Check every line below for the word "React" and show those that hold it.
──────────────────────────────
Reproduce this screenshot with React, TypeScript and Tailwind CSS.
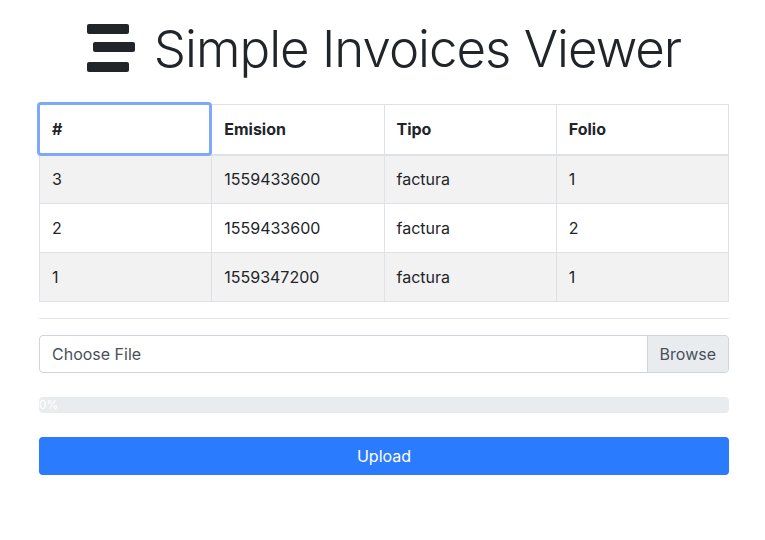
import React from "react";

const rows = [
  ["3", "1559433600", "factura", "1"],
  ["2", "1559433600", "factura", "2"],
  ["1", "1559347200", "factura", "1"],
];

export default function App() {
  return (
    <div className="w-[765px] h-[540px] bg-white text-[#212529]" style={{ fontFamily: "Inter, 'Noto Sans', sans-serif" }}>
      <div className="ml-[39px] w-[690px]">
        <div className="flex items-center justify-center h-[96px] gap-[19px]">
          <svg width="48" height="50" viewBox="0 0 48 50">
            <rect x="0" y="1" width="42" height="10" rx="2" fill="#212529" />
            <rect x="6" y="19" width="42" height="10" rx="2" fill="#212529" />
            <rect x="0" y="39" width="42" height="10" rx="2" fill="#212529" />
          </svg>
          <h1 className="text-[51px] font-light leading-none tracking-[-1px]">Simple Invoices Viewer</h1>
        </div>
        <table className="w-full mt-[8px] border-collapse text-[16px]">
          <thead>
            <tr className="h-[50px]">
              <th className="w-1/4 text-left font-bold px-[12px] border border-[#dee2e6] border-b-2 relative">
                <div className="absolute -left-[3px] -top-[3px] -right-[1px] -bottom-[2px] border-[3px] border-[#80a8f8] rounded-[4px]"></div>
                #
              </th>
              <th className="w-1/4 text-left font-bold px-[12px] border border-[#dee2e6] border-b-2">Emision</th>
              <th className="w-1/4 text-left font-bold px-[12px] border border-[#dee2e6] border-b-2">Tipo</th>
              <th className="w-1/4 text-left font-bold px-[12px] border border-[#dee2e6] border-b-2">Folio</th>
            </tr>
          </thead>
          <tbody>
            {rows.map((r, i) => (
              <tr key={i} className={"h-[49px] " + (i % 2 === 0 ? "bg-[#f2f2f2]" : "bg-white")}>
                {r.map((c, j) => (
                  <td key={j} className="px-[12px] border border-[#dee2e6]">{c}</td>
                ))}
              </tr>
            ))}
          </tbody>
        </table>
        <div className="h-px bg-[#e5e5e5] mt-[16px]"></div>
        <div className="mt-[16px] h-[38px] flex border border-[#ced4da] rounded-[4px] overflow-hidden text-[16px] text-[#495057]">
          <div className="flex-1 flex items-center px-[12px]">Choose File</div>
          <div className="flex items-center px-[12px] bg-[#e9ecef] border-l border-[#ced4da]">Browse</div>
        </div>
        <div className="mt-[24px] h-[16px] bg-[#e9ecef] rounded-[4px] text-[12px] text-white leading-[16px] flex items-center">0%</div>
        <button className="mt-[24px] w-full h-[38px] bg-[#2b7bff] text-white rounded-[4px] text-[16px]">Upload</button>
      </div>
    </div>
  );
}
──────────────────────────────
▶ **Expected answer**:
Reproduce this screenshot with React, TypeScript and Tailwind CSS.
import React from "react";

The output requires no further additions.